New Health Care Liability Action Opinion: Foreign Object Case Is a Health Care Liability Action; Not a Case That Can Be Classified as One of Ordinary Negligence as Plaintiff Contends

The Tennessee Court of Appeals issued its opinion today in Smith v. Testerman, No. E2014-00956-COA-R9-CV (Tenn. Ct. App. Mar. 10, 2015).  The opinion has to do with a foreign object, a surgical sponge, left in a wound to help treat a post-surgical infection; it does not deal with a sponge left in during surgery, which is significant in my opinion as to whether a certificate of good faith is required under Tenn. Code Ann. sec. 29-26-122.
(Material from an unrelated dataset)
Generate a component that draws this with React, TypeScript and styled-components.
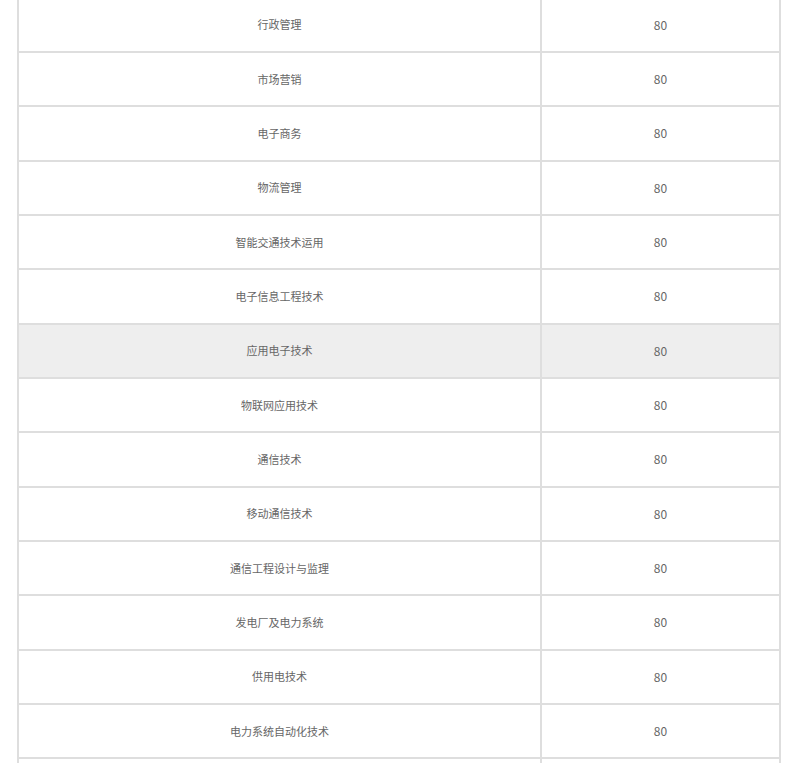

The summary from the opinion states as follows:
This is a case alleging negligence by the defendants which resulted in injury to a patient, Dennis Smith. Following hernia surgery, Mr. Smith was fitted for a wound vacuum because an infection had developed at the surgical site. A sponge was placed to absorb the infection.  The defendants removed the wound vacuum when the infection dissipated, but they failed to remove the sponge, which later caused the wound to burst. Mr. Smith filed suit, and the defendants asserted that dismissal was appropriate because Mr. Smith had not complied with the filing requirements of the health care liability statute. Mr. Smith 1 responded that his complaint sounded in ordinary negligence, not health care liability. The trial court agreed and denied the motions but also granted permission for the defendants to pursue an interlocutory appeal. We granted the application for permission to appeal and now reverse the decision of the trial court.